Good news fron North Dakota:

"Estimates are anywhere from a conservative 25 billion barrels of oil in place, to a high estimate by the United States Geological Survey of 400 billion barrels of oil in the Bakken formation. Not only is the oil plentiful, but it's high quality too, 41 degree light sweet crude. The Bakken formation is a formation of black shale, siltstone, and sandstone. The formation lies beneath the Mississippian formation, Saskatchewan's current source of light sweet crude. The Bakken formation is situated beneath southeastern Saskatchewan, southwestern Manitoba, and North Dakota."

A single well in Parshall, ND is expected to yield 700,000 barrels. This is quite an oil patch! They know of 400 billion barrels down there, but some experts say that there could be far more than that.

tim zank
Thu, 05/01/2008 - 5:11pm

And Harl's 8 paragraph response begins in

Harl Delos
Thu, 05/01/2008 - 8:51pm

Tim, you were complaining that I was writing only 3 or 4 paragraphs. Make up your mind.

Gadfly, it doesn't matter how much light sweet crude is there if it can't be pumped. The oil that might eventually be recovered is oil is not 400 billion barrels, but 2.6 billion (federal estimates) or 2.1 billion barrels (state estimates.)

"What industry is mostly concerned with is to find - economically - what is going to work in the Bakken," according to Ron Ness, president of the North Dakota Petroleum Council.

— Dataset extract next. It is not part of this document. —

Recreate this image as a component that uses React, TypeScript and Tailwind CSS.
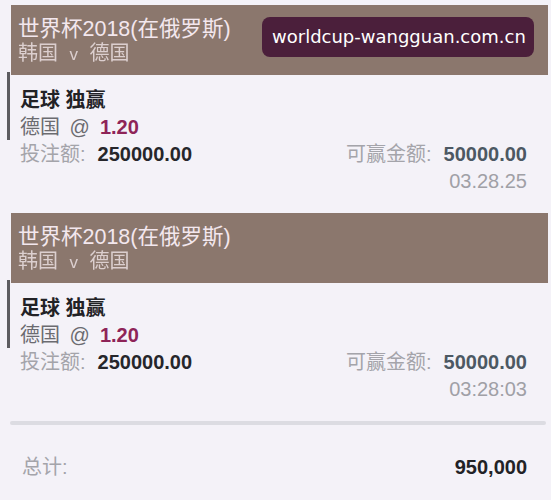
import React from "react";

type Bet = {
  time: string;
};

const cjk = '"Liberation Sans", "Noto Sans CJK SC", sans-serif';

function BetCard({ bet, badge }: { bet: Bet; badge?: boolean }) {
  return (
    <div className="relative">
      <div
        className="relative ml-[11px] mr-[3px] h-[70px] bg-[#8b776d] pl-[7px] pt-[12px]"
        style={{ fontFamily: cjk }}
      >
        <div className="text-[21.5px] leading-[25px] text-[#f3e7ee]">世界杯2018(在俄罗斯)</div>
        <div className="text-[20px] leading-[22px] text-[#dccfcf] blur-[0.4px]">
          韩国 <span className="mx-[6px] text-[17px]">v</span> 德国
        </div>
        {badge && (
          <div className="absolute left-[251px] top-[12px] flex h-[40px] w-[272px] items-center rounded-[8px] bg-[#4b1f3b] pl-[10px]">
            <span
              className="text-[18px] leading-none text-white"
              style={{ fontFamily: '"DejaVu Sans", sans-serif' }}
            >
              worldcup-wangguan.com.cn
            </span>
          </div>
        )}
      </div>
      <div className="relative pl-[20px] pr-[24px] pt-[12px]" style={{ fontFamily: cjk }}>
        <div className="absolute left-[7px] top-[-3px] h-[68px] w-[3px] bg-[#5c5c60]" />
        <div className="h-[27px] text-[20px] font-bold leading-[27px] text-[#222226]">
          足球 独赢
        </div>
        <div className="h-[27px] text-[20px] leading-[27px] text-[#6b6b70]">
          德国 <span className="ml-[4px]">@</span>
          <span className="ml-[10px] font-bold text-[#8e2458]">1.20</span>
        </div>
        <div className="flex h-[27px] items-center justify-between text-[20px] leading-[27px]">
          <div>
            <span className="text-[#a4a4aa]">投注额:</span>
            <span className="ml-[12px] font-bold text-[#26262b]">250000.00</span>
          </div>
          <div>
            <span className="text-[#a4a4aa]">可赢金额:</span>
            <span className="ml-[12px] font-bold text-[#4c5863]">50000.00</span>
          </div>
        </div>
        <div className="h-[27px] text-right text-[20px] leading-[27px] text-[#a0a0a6]">
          {bet.time}
        </div>
      </div>
    </div>
  );
}

export default function App() {
  return (
    <div className="h-[500px] w-[551px] overflow-hidden bg-[#f4f2f8] pt-[5px]">
      <BetCard bet={{ time: "03.28.25" }} badge />
      <div className="h-[18px]" />
      <BetCard bet={{ time: "03:28:03" }} />
      <div className="ml-[10px] mr-[5px] mt-[18px] h-[4px] rounded-full bg-[#dcdce2]" />
      <div
        className="mt-[29px] flex h-[27px] items-center justify-between pl-[22px] pr-[24px] text-[20px] leading-[27px]"
        style={{ fontFamily: cjk }}
      >
        <span className="text-[#a4a4aa]">总计:</span>
        <span className="font-bold text-[#222226]">950,000</span>
      </div>
    </div>
  );
}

He said. "What we have right now is one big scientific experiment going on out there." The daily drilling reports (on the ND site) are not encouraging at all.

Fri, 05/02/2008 - 6:02pm


Who am I to believe if I cannot believe the US Geological Survey folks?

At $116 per bbl, I would think that there is lots of oil in capped fields all over the country as well as in the Bakken region that could be pumped economically, even if it takes extra refining steps.

Until a substitute for oil can be developed (and ethanol ain't it), we need to bring the crude out of our ground ...unless we are prepared to suffer third-world living conditions.